イスタンブルの古い邸宅を巡る日帰りツアーなどを主催する旅行会社もある。行政は保存事業にも乗り出しているが、区画を丸ごとモダン建築に変えるなどの計画もあり、イスタンブルの住宅事情は複雑である。






執筆者プロフィール



İrem Uşar
(イレム・ウシャル)
1975年、イスタンブル生まれ。マルマラ大学のラジオ・テレビ・映画学科を卒業。2010年、ベルギーのアントワープで、最初の作品『とうだいのひかり』(2011、ギュンウシュウ出版)を完成させる。その後、トルコの児童・ヤングアダルト図書協会(Çocuk ve Gençlik Yayınları Derneği)で多くの賞を受賞。『ラタ・シバ』(2013年、ギュンウシュウ出版)で注目を集める。イスタンブル在住。


Kaan Elbingil
(カーン・エルビンギル)
1971年、トルコの黒海地方の県、リゼ生まれ。ドクズ・エイリュル大学イズミル音楽学校、ビルケント大学音楽学部声楽科を卒業。アンカラとイズミル県立オペラ・バレエで、コーラスを務める。演劇学も学んでおり、ラジオ番組の脚本なども手掛けた。子どものためのオペラ「警察犬ドド」はイスタンブル県立オペラ・バレエによって、2016年から上演された。
最初の児童書作品『べルキは発明家』(2016)の出版をきっかけに、児童書作品、一般小説の執筆を続けている。
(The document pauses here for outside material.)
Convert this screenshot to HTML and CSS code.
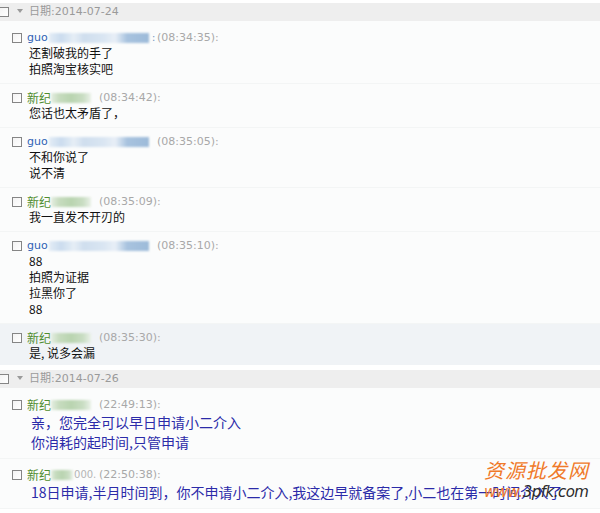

イスタンブル在住。


Karin Karakaşlı
(カリン・カラカシュル)
1972年、イスタンブル生まれ。ボアズィチ大学の外国語学院の翻訳・通訳学科を修了。1998年に、ヤシャル・ナービ・ナユル若手文学賞を受賞。その後、1999年から精力的に作品を発表している。過去の作品を厳選し、ギュンウシュウ出版で復刻も行っている。
児童書作品、ヤングアダルト作品を発表する一方で、アゴス紙で副編集責任者を務め、コラムの連来を続けている。イスタンブル在住。